Load balancing is an essential component of any highly available and scalable web application. It distributes network traffic across multiple servers to ensure that no single server is overwhelmed by requests. A load balancer sits between a client and a server farm, accepting incoming network and application traffic and distributing the traffic across multiple servers. As the traffic to your application grows, so must your load balancer. In this article, we will delve into how to scale load balancer to ensure your application can handle increasing traffic and maintain optimal performance.
Vertical Scaling
Vertical scaling is the process of adding resources to existing servers to increase their processing power. In the context of a load balancer, this means adding more CPU, RAM, or storage to the server. Vertical scaling can be a quick and straightforward option to implement, but it also has limitations. There is a limit to how much you can scale a single server, and after a certain point, it becomes more difficult to add additional resources. Also, vertical scaling does not address issues with network bandwidth or network I/O. So, it might be a quick fix for a small increase in traffic, but it will not be a long-term solution.
Horizontal Scaling
Horizontal scaling, in contrast, is the process of adding more servers to your load balancer.

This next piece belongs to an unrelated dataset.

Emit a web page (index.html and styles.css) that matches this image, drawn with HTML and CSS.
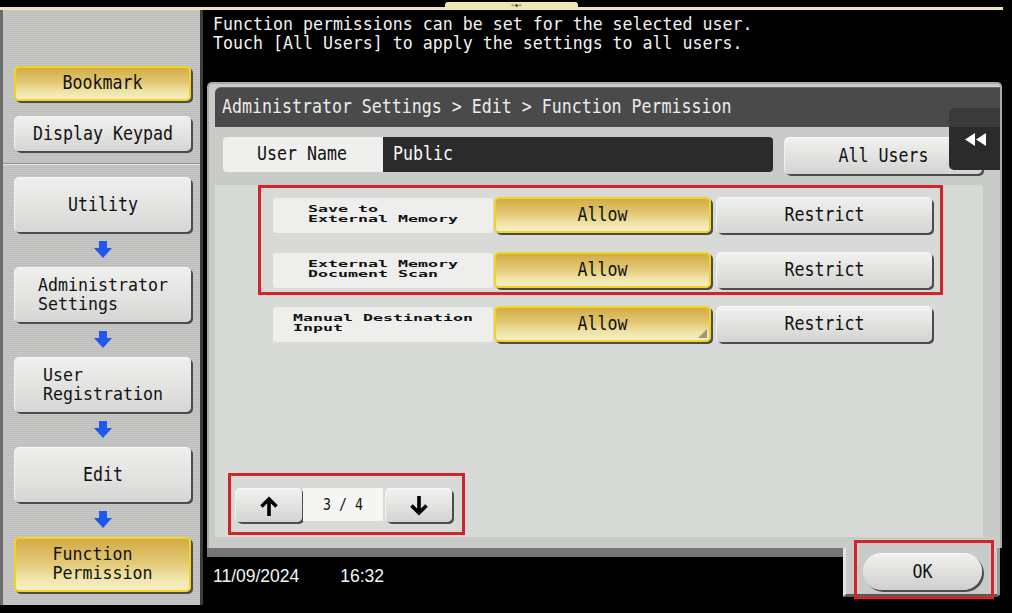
FILE: index.html
```html
<!DOCTYPE html>
<html lang="en">
<head>
<meta charset="utf-8">
<title>Function Permission</title>
<link rel="stylesheet" href="styles.css">
</head>
<body>
<div class="screen">
  <div class="topbar"><div class="grip">«◆»</div></div>
  <div class="main">
    <aside class="side">
      <div class="side-top">
        <div class="sbtn short yellow"><span class="t">Bookmark</span></div>
        <div class="sbtn short"><span class="t">Display Keypad</span></div>
      </div>
      <div class="side-div"></div>
      <div class="side-flow">
        <div class="sbtn big"><span class="t">Utility</span></div>
        <div class="flow-arrow"><svg width="18" height="17" viewBox="0 0 18 17"><path d="M5 0h8v7h5l-9 10L0 7h5z" fill="#1f58ea"/></svg></div>
        <div class="sbtn big"><span class="t multi">Administrator<br>Settings</span></div>
        <div class="flow-arrow"><svg width="18" height="17" viewBox="0 0 18 17"><path d="M5 0h8v7h5l-9 10L0 7h5z" fill="#1f58ea"/></svg></div>
        <div class="sbtn big"><span class="t multi">User<br>Registration</span></div>
        <div class="flow-arrow"><svg width="18" height="17" viewBox="0 0 18 17"><path d="M5 0h8v7h5l-9 10L0 7h5z" fill="#1f58ea"/></svg></div>
        <div class="sbtn big"><span class="t">Edit</span></div>
        <div class="flow-arrow"><svg width="18" height="17" viewBox="0 0 18 17"><path d="M5 0h8v7h5l-9 10L0 7h5z" fill="#1f58ea"/></svg></div>
        <div class="sbtn big yellow"><span class="t multi">Function<br>Permission</span></div>
      </div>
    </aside>
    <section class="content">
      <div class="msg"><span class="t multi">Function permissions can be set for the selected user.<br>Touch [All Users] to apply the settings to all users.</span></div>
      <div class="panel">
        <div class="crumb"><span class="t">Administrator Settings &gt; Edit &gt; Function Permission</span></div>
        <div class="collapse-tab"><svg width="22" height="13" viewBox="0 0 22 13"><path d="M0 6.5L10 0v13zM11 6.5L21 0v13z" fill="#fff"/></svg></div>
        <div class="user-row">
          <div class="user-lbl"><span class="t">User Name</span></div>
          <div class="user-val"><span class="t">Public</span></div>
          <div class="gbtn all-users"><span class="t">All Users</span></div>
        </div>
        <div class="list">
          <div class="hl">
            <div class="row">
              <div class="lbl"><span class="st">Save to<br>External Memory</span></div>
              <div class="choice allow"><span class="t">Allow</span></div>
              <div class="choice gbtn"><span class="t">Restrict</span></div>
            </div>
            <div class="row">
              <div class="lbl"><span class="st">External Memory<br>Document Scan</span></div>
              <div class="choice allow"><span class="t">Allow</span></div>
              <div class="choice gbtn"><span class="t">Restrict</span></div>
            </div>
          </div>
          <div class="row row3">
            <div class="lbl"><span class="st">Manual Destination<br>Input</span></div>
            <div class="choice allow corner"><span class="t">Allow</span></div>
            <div class="choice gbtn"><span class="t">Restrict</span></div>
          </div>
          <div class="pager">
            <div class="gbtn pbtn"><svg width="20" height="22" viewBox="0 0 20 22"><path d="M10 21V4M2.5 11.5L10 4l7.5 7.5" stroke="#000" stroke-width="3.6" fill="none"/></svg></div>
            <div class="pnum"><span class="pt">3 / 4</span></div>
            <div class="gbtn pbtn"><svg width="20" height="22" viewBox="0 0 20 22"><path d="M10 1v17M2.5 10.5L10 18l7.5-7.5" stroke="#000" stroke-width="3.6" fill="none"/></svg></div>
          </div>
        </div>
      </div>
      <div class="foot">
        <div class="datetime"><span>11/09/2024</span><span class="time">16:32</span></div>
        <div class="ok-area">
          <div class="ok-btn"><span class="t">OK</span></div>
          <div class="mark"></div>
        </div>
      </div>
    </section>
  </div>
</div>
</body>
</html>
```

FILE: styles.css
```css
* { box-sizing: border-box; }
html, body { margin: 0; padding: 0; background: #000; }
body {
  width: 1012px;
  height: 613px;
  overflow: hidden;
  font-family: "DejaVu Sans Mono", "Liberation Mono", monospace;
  color: #111;
}
.screen { width: 1012px; height: 613px; display: flex; flex-direction: column; }

.topbar {
  width: 1003px;
  height: 10px;
  border-bottom: 3px solid #eee6b4;
}
.grip {
  margin: 2px 0 0 445px;
  width: 133px;
  height: 5px;
  background: #eee6b4;
  border-radius: 3px 3px 0 0;
  font-size: 6px;
  line-height: 6px;
  text-align: center;
  color: #444;
  padding-left: 10px;
}

.main { display: flex; height: 603px; }

/* text helpers */
.t {
  display: inline-block;
  transform: scaleY(1.2);
  font-size: 16.6px;
  line-height: 16.7px;
  white-space: nowrap;
}
.t.multi {
  transform: scaleY(1.03);
  line-height: 19.4px;
  text-align: left;
}
.st {
  display: inline-block;
  transform: scaleY(0.51);
  font-size: 16.6px;
  line-height: 19.6px;
  font-weight: bold;
  text-align: left;
  white-space: nowrap;
  color: #111;
}

/* sidebar */
.side {
  width: 203px;
  height: 595px;
  border-left: 3px solid #6b6b6b;
  border-right: 3px solid #3b3b3b;
  background: repeating-linear-gradient(180deg, #c7c7c5 0 1px, #bdbdbb 1px 2px);
  display: flex;
  flex-direction: column;
}
.side-top {
  height: 153px;
  padding: 56px 0 0 11px;
  display: flex;
  flex-direction: column;
  gap: 15px;
}
.side-div { height: 2px; background: linear-gradient(180deg, #8a8a8a 50%, #ececec 50%); }
.side-flow { padding: 12px 0 0 11px; display: flex; flex-direction: column; }

.sbtn {
  width: 177px;
  display: flex;
  align-items: center;
  justify-content: center;
  border-radius: 5px;
  background: linear-gradient(180deg, #efefed 0%, #e3e4e2 50%, #d6d7d4 100%);
  border-top: 1px solid #f7f7f7;
  border-left: 1px solid #f3f3f3;
  box-shadow: 2px 2px 0 #4c4c4c;
}
.sbtn.short { height: 35px; }
.sbtn.big { height: 55px; }
.yellow, .allow {
  background: linear-gradient(180deg, #d2ac46 0%, #e2c774 45%, #efe3a6 75%, #f5efc6 100%);
  border: 2px solid #f2d41c;
  box-shadow: 2px 2px 0 #4c4c4c;
}
.flow-arrow { height: 35px; width: 177px; display: flex; align-items: center; justify-content: center; }

/* right content */
.content { width: 809px; display: flex; flex-direction: column; }
.msg {
  height: 72px;
  padding: 5px 0 0 10px;
  color: #f2f2f2;
}

.panel {
  margin-left: 4px;
  width: 795px;
  height: 466px;
  border: 2px solid #a9aba8;
  border-bottom: none;
  border-radius: 5px 5px 0 0;
  background: #c9cbc8;
  padding: 3px 0 0 6px;
  position: relative;
  display: flex;
  flex-direction: column;
}
.crumb {
  height: 40px;
  background: #4a4a4a;
  border-radius: 6px 0 0 0;
  border-top: 1px solid #6a6a6a;
  color: #ececec;
  padding-left: 7px;
  display: flex;
  align-items: center;
}
.collapse-tab {
  position: absolute;
  right: 0;
  top: 24px;
  width: 51px;
  height: 62px;
  background: linear-gradient(180deg, #3b3b3b 0 30%, #2b2b2b 30% 100%);
  border-radius: 5px 0 0 5px;
  display: flex;
  align-items: center;
  justify-content: center;
  padding-left: 3px;
  z-index: 2;
}

.user-row {
  margin-top: 10px;
  height: 37px;
  display: flex;
  align-items: flex-start;
  padding-left: 8px;
}
.user-lbl {
  width: 160px;
  height: 35px;
  background: #efefee;
  border-radius: 4px 0 0 4px;
  padding-left: 34px;
  display: flex;
  align-items: center;
}
.user-val {
  width: 390px;
  height: 35px;
  background: #2b2b2b;
  border-radius: 0 4px 4px 0;
  color: #fafafa;
  padding-left: 10px;
  display: flex;
  align-items: center;
}
.gbtn {
  display: flex;
  align-items: center;
  justify-content: center;
  border-radius: 5px;
  background: linear-gradient(180deg, #f0f0ee 0%, #e2e3e1 50%, #d3d4d1 100%);
  border-top: 1px solid #f8f8f8;
  border-left: 1px solid #f2f2f2;
  box-shadow: 2px 2px 0 #4c4c4c;
}
.all-users { margin-left: 11px; width: 198px; height: 37px; }

.list {
  margin-top: 11px;
  width: 768px;
  height: 352px;
  background: #d8dad7;
  border-radius: 0 4px 0 0;
  display: flex;
  flex-direction: column;
}
.hl {
  margin-left: 43px;
  width: 685px;
  border: 3px solid #d3242e;
  padding: 9px 0 4px 12px;
  display: flex;
  flex-direction: column;
  gap: 19px;
}
.row { display: flex; align-items: center; height: 36px; }
.row3 { margin: 11px 0 0 58px; }
.lbl {
  width: 220px;
  height: 35px;
  background: #eeeeed;
  border-radius: 3px;
  margin-right: 1px;
  display: flex;
  align-items: center;
  justify-content: center;
}
.choice { width: 217px; height: 36px; border-radius: 5px; display: flex; align-items: center; justify-content: center; }
.choice.gbtn { width: 216px; margin-left: 5px; }
.corner { position: relative; }
.corner::after {
  content: "";
  position: absolute;
  right: 2px;
  bottom: 2px;
  border-left: 9px solid transparent;
  border-bottom: 9px solid #9d9884;
}

.pager {
  margin: auto 0 2px 13px;
  width: 237px;
  height: 62px;
  border: 3px solid #d3242e;
  padding: 12px 0 0 4px;
  display: flex;
  align-items: flex-start;
}
.pbtn { width: 67px; height: 34px; }
.pnum {
  width: 80px;
  height: 33px;
  margin: 0 2px 0 1px;
  background: #f5f5f3;
  display: flex;
  align-items: center;
  justify-content: center;
}
.pt { display: inline-block; transform: scaleY(1.2); font-size: 13.3px; line-height: 14px; }

.foot { height: 55px; display: flex; }
.datetime {
  width: 640px;
  margin-left: 4px;
  border-top: 9px solid #777876;
  padding: 9px 0 0 6px;
  font-family: "Liberation Sans", Arial, sans-serif;
  font-size: 17.5px;
  line-height: 20px;
  color: #f4f4f4;
}
.time { margin-left: 41px; }
.ok-area {
  width: 157px;
  height: 49px;
  margin-left: -4px;
  background: #c9cbc8;
  border-left: 3px solid #e3e4e1;
  border-right: 3px solid #9a9a98;
  border-bottom: 3px solid #5a5a5a;
  border-radius: 0 0 4px 0;
  position: relative;
}
.ok-btn {
  margin: 5px 0 0 17px;
  width: 119px;
  height: 37px;
  border-radius: 19px;
  background: linear-gradient(180deg, #f0f0ee 0%, #dfe0dd 50%, #cfd0cd 100%);
  border-top: 1px solid #f8f8f8;
  box-shadow: 2px 2px 0 #4c4c4c;
  display: flex;
  align-items: center;
  justify-content: center;
}
.mark {
  position: absolute;
  left: 8px;
  top: -8px;
  width: 140px;
  height: 59px;
  border: 3px solid #d3242e;
}
```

This approach distributes traffic across multiple servers as opposed to adding resources to a single server. In this case, the load balancer would need to be configured to distribute traffic evenly across all servers in the server farm. Horizontal scaling offers the potential for unlimited scalability as you can add as many servers as needed to handle the traffic. Also, it provides better fault tolerance and availability as multiple servers can fail without causing your entire application to go down.
Auto Scaling
Auto scaling is a technique that enables your load balancer to scale automatically in response to changing traffic patterns. Auto scaling works by monitoring the CPU utilization of the servers in your server farm and adding or removing servers based on predefined triggers. This approach provides the most efficient use of resources since you can add servers when they are needed and remove them when they are no longer needed.
Load Balancing Algorithms
A crucial component of a load balancer is its algorithm for distributing traffic. Different algorithms have different trade-offs, and the most appropriate algorithm depends on the specific requirements of your application. Here are some common examples:
- Round-robin: distributes traffic evenly among all servers in the server farm
- Least connections: directs traffic to the server with the fewest active connections
- IP hash: assigns traffic based on the client IP address
- Weighted round-robin: assigns a weight to each server in the server farm, with higher weights receiving a greater share of the traffic
Conclusion
In conclusion, scaling a load balancer is essential for ensuring optimal performance and availability as traffic to your application grows. Vertical scaling can be a quick fix, but horizontal scaling provides long-term scalability and better fault tolerance. Auto scaling can provide the most efficient use of resources by scaling automatically in response to changing traffic patterns. Finally, selecting an appropriate load balancing algorithm is crucial to optimizing performance for the specific requirements of your application.